Il percorso di Rifondazione Comunista

Il Comitato Politico Regionale di Rifondazione Comunista dell’Emilia-Romagna fin dal primo approcciarsi alle elezioni regionali non ha mai avuto alcun dubbio sulla necessità di una proposta politica alternativa ai poli politici esistenti da costruire con tutte le forze politiche e sociali della sinistra attive su base regionale e locale. Proprio per questo il percorso unitario de L’Altra Emilia-Romagna costruito negli ultimi 5 anni è stato messo a disposizione di tutti coloro che si riconoscevano nell’antiliberismo, nell’anticapitalismo e nel comunismo per fare uno scatto in questa direzione. Al nucleo fondante di Rifondazione Comunista e Partito Comunista Italiano si sono aggiunti Partito del Sud e Partito Umanista, mentre i nostri appelli all’unità sono rimasti senza risposta. Non so se un’unica lista antiliberista avrebbe superato lo sbarramento del 3%, ma sono convinto che avrebbe avuto un altro appeal nei confronti degli elettori, perché la frammentazione ha generato vero e proprio risentimento per l’inadeguatezza di tutte le tre liste di fronte ad un voto segnato dalla paura in cui è stato impossibile essere percepiti come utili a fermare Salvini, l’unica cosa che il popolo della sinistra e del centrosinistra voleva.

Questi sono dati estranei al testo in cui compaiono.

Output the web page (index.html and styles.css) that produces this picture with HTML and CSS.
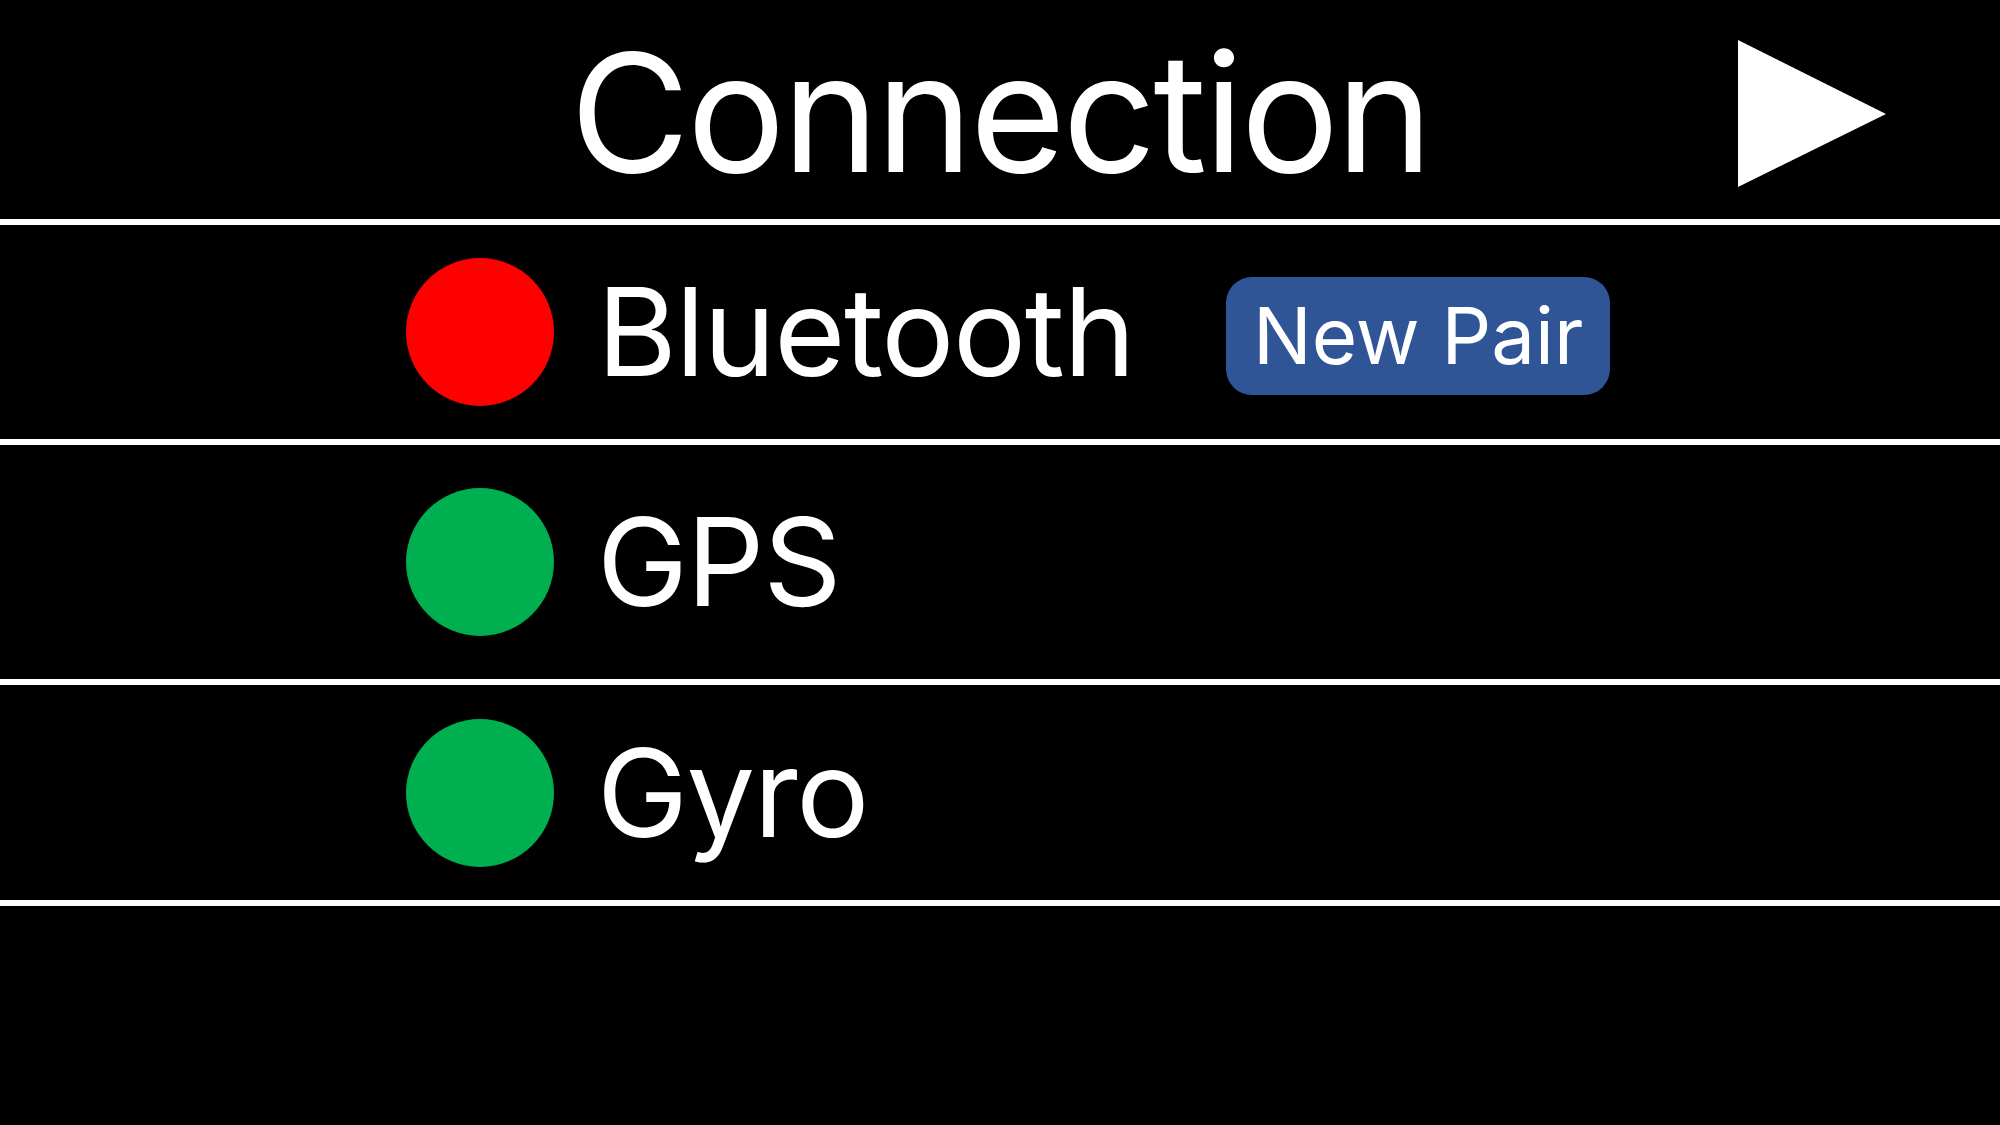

L’Altra Emilia-Romagna e la sinistra d’alternativa

Il risultato de L’Altra Emilia-Romagna è disastroso. Ci aspettavamo un esito negativo ma non in queste proporzioni. Un risultato frutto delle condizioni oggettive descritte, della fase di complessiva difficoltà che vive la sinistra d’alternativa nel suo complesso e dell’indebolimento che i partiti comunisti hanno subito in questi anni.

Ora proviamo a ripartire, consapevoli che ci aspetta un lungo e paziente lavoro di ricostruzione della sinistra d’alternativa e di riconnessione con le lotte e i movimenti per tornare ad essere percepiti come utili socialmente, politicamente ed elettoralmente. Come proseguiremo lo definiremo assieme alle compagne e ai compagni che hanno animato questa campagna elettorale.